With all the buzz surrounding Jesus, both with his spectacular entry into Jerusalem, and his just as spectacular cleansing of the temple, it’s little wonder that first time visitors would wish to see him. In this case, it was some Greek proselytes who became interested in who this Jesus was. Perhaps it was because Phillip had a Greek name that these men approached him first. And together with Andrew (someone who always seemed to be introducing others to Jesus), Phillip brought these men to Jesus.
Jesus responded by saying,
The hour has come for the Son of Man to be glorified. Very truly I tell you, unless a kernel of wheat falls to the ground and dies, it remains only a single seed. But if it dies, it produces many seeds. (23-24)
In saying this, Jesus was talking about his death and resurrection. As long as he was alive, his ministry would be limited to what he could do in Israel. But after his death, through the Holy Spirit, his work would spread all over the world, touching not only the Greeks, but every tribe and nation.

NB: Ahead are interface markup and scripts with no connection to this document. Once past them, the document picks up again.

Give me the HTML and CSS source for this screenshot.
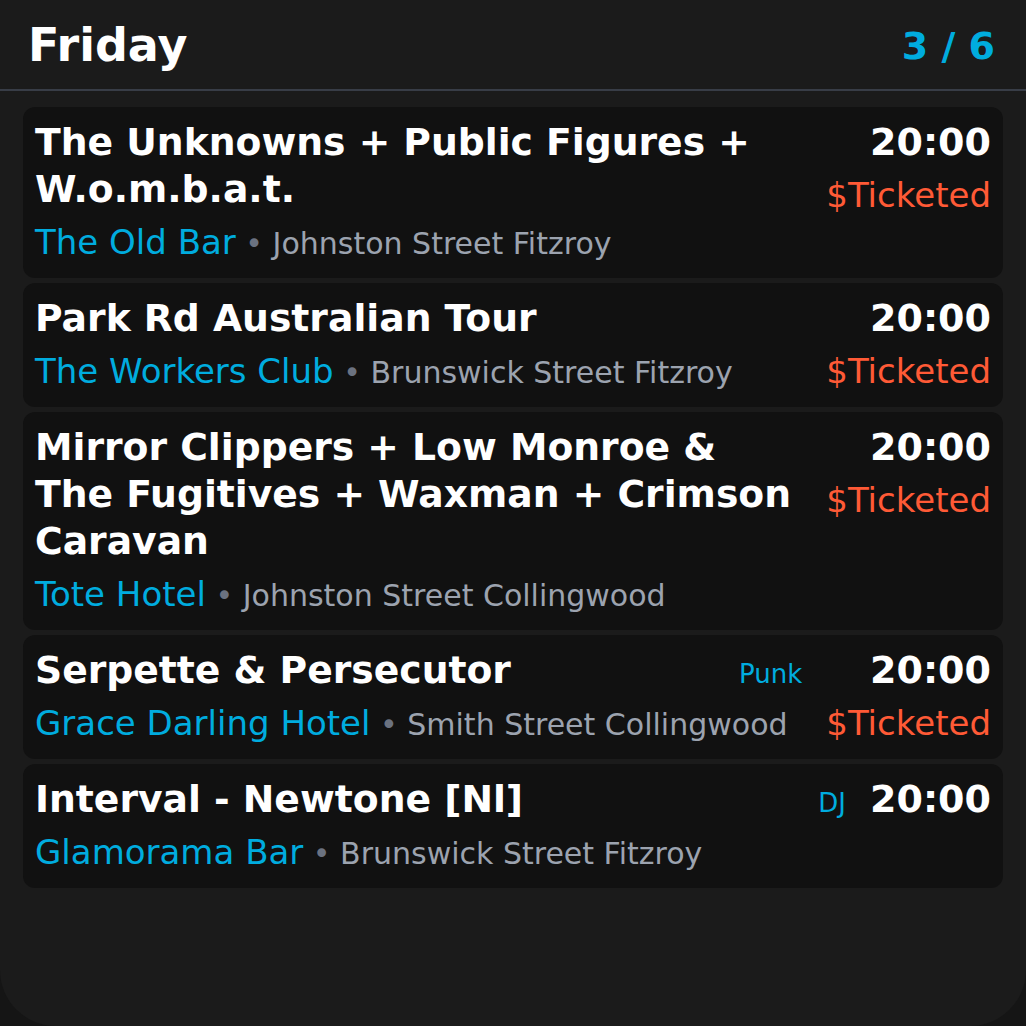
FILE: index.html
```html
<!DOCTYPE html>
<html lang="en">
<head>
<meta charset="utf-8">
<title>Friday</title>
<link rel="stylesheet" href="styles.css">
</head>
<body>
<div class="panel">
  <header class="header">
    <h1 class="day">Friday</h1>
    <div class="counter">3 / 6</div>
  </header>
  <main class="list">
    <article class="card">
      <div class="info">
        <div class="head">
          <div class="title">The Unknowns + Public Figures + W.o.m.b.a.t.</div>
        </div>
        <div class="place"><span class="venue">The Old Bar</span> <span class="dot">•</span> <span class="addr">Johnston Street Fitzroy</span></div>
      </div>
      <div class="meta">
        <div class="time">20:00</div>
        <div class="price">$Ticketed</div>
      </div>
    </article>
    <article class="card">
      <div class="info">
        <div class="head">
          <div class="title">Park Rd Australian Tour</div>
        </div>
        <div class="place"><span class="venue">The Workers Club</span> <span class="dot">•</span> <span class="addr">Brunswick Street Fitzroy</span></div>
      </div>
      <div class="meta">
        <div class="time">20:00</div>
        <div class="price">$Ticketed</div>
      </div>
    </article>
    <article class="card">
      <div class="info">
        <div class="head">
          <div class="title">Mirror Clippers + Low Monroe &amp; The Fugitives + Waxman + Crimson Caravan</div>
        </div>
        <div class="place"><span class="venue">Tote Hotel</span> <span class="dot">•</span> <span class="addr">Johnston Street Collingwood</span></div>
      </div>
      <div class="meta">
        <div class="time">20:00</div>
        <div class="price">$Ticketed</div>
      </div>
    </article>
    <article class="card">
      <div class="info">
        <div class="head">
          <div class="title">Serpette &amp; Persecutor</div>
          <div class="genre">Punk</div>
        </div>
        <div class="place"><span class="venue">Grace Darling Hotel</span> <span class="dot">•</span> <span class="addr">Smith Street Collingwood</span></div>
      </div>
      <div class="meta">
        <div class="time">20:00</div>
        <div class="price">$Ticketed</div>
      </div>
    </article>
    <article class="card">
      <div class="info">
        <div class="head">
          <div class="title">Interval - Newtone [Nl]</div>
          <div class="genre">DJ</div>
        </div>
        <div class="place"><span class="venue">Glamorama Bar</span> <span class="dot">•</span> <span class="addr">Brunswick Street Fitzroy</span></div>
      </div>
      <div class="meta">
        <div class="time">20:00</div>
      </div>
    </article>
  </main>
</div>
</body>
</html>
```

FILE: styles.css
```css
html, body {
  margin: 0;
  padding: 0;
  background: #151515;
}

body {
  font-family: "DejaVu Sans", "Liberation Sans", sans-serif;
  color: #ffffff;
}

.panel {
  height: 1026px;
  box-sizing: border-box;
  background: #1b1b1b;
  border-radius: 0 0 56px 56px;
  overflow: hidden;
}

.header {
  display: flex;
  align-items: center;
  justify-content: space-between;
  padding: 19px 31px 17px 28px;
  border-bottom: 2px solid #383d47;
}

.day {
  margin: 0;
  font-size: 46px;
  line-height: 1.16;
  font-weight: bold;
}

.counter {
  font-size: 38px;
  font-weight: bold;
  color: #00acdf;
}

.list {
  display: flex;
  flex-direction: column;
  gap: 5px;
  padding: 16px 23px 0 23px;
}

.card {
  display: flex;
  align-items: flex-start;
  gap: 24px;
  background: #111111;
  border-radius: 12px;
  padding: 12px 12px 10px 12px;
}

.info {
  flex: 1;
  min-width: 0;
}

.head {
  display: flex;
  align-items: baseline;
  gap: 24px;
}

.title {
  flex: 1;
  min-width: 0;
  font-size: 37.7px;
  line-height: 47px;
  font-weight: bold;
}

.genre {
  font-size: 26px;
  color: #00acdf;
}

.place {
  margin-top: 4px;
  font-size: 30px;
  line-height: 1.5;
  color: #9ca3af;
}

.venue {
  font-size: 34px;
  color: #00acdf;
}

.dot {
  color: #6b7280;
}

.addr {
  color: #9ca3af;
}

.meta {
  display: flex;
  flex-direction: column;
  align-items: flex-end;
}

.time {
  font-size: 38px;
  line-height: 47px;
  font-weight: bold;
}

.price {
  margin-top: 4px;
  font-size: 34px;
  line-height: 1.5;
  color: #ff5a36;
}
```
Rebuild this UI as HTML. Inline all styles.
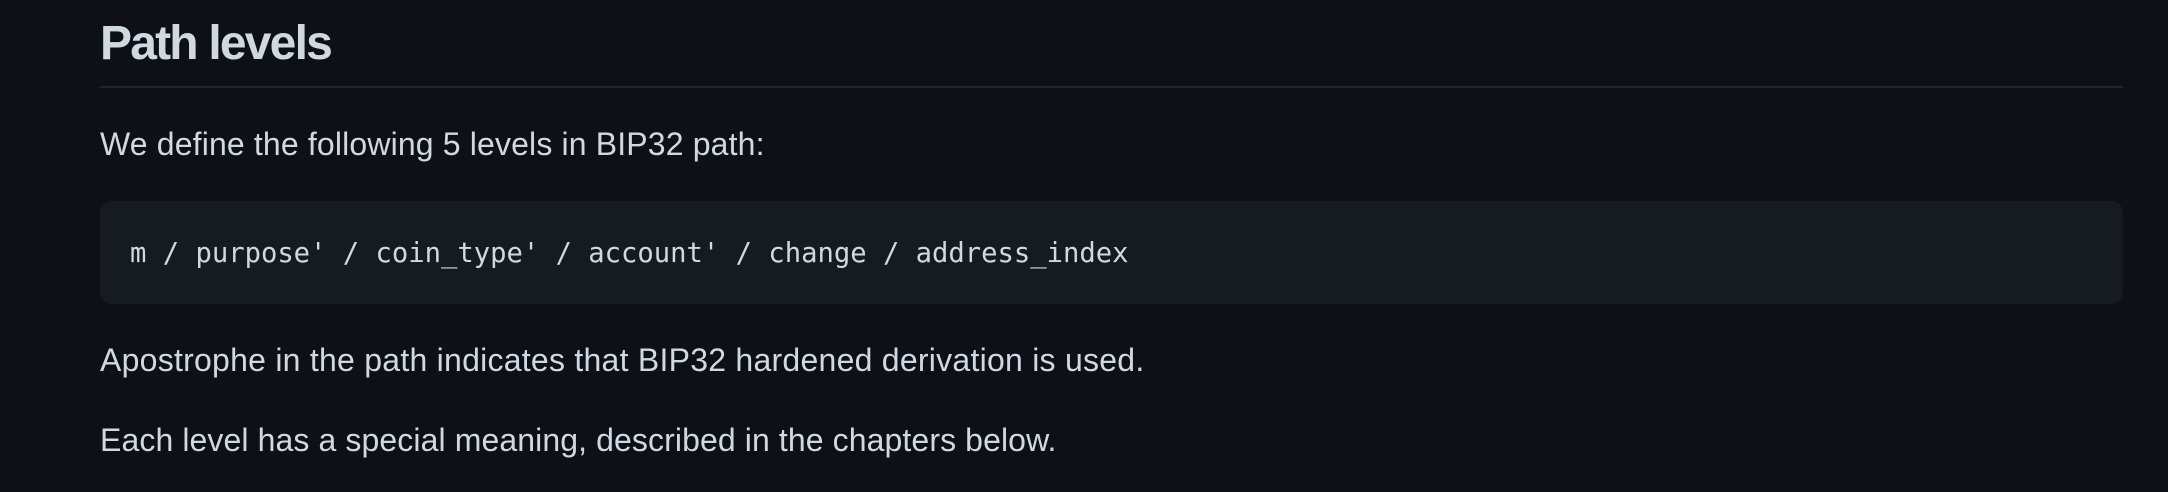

But Jesus then said to his disciples,
Anyone who loves their life will lose it, while anyone who hates their life in this world will keep it for eternal life. Whoever serves me must follow me; and where I am, my servant also will be. My Father will honor the one who serves me. (25-26)
Here Jesus says both the blindingly obvious, and the paradoxical truth. The blindingly obvious? That whoever serves Jesus must follow him, and that wherever he is, his servant must be.
It’s very hard to serve a person when you’re never around him. And if you really want to serve Jesus, you need to be in a place where you can see and hear what he wants.
But in order to be where Jesus is, you sometimes need to leave things behind, including things and people you love. And that’s why he says something seemingly paradoxical: Whoever loves his life will lose it, but anyone who hates his life will keep it for eternal life.
This doesn’t mean that we should hate everything and every moment of our lives. But the things and people we love in this world need to take second place to Jesus. If for example, Jesus leads you to leave your country in order to serve him in another, then you need to follow him there. Or if Jesus says, “Leave your high-paying job so you can serve me better,” then you need to be willing to do so for the sake of his kingdom.
Sometimes following Jesus means change. Sometimes it means sacrifice. But we can’t serve Jesus if we’re not where he is. And while the change or sacrifice might seem painful at the time, in the end, we’ll find it was all worth it.
I found that out coming to Japan. I never dreamed that I’d ever leave Hawaii. But when I came to Japan, I found out that I was happier here than I ever was in Hawaii. I found life by leaving what I loved in Hawaii in order to follow Jesus.
And so will you.
How about you? Are you where Jesus is?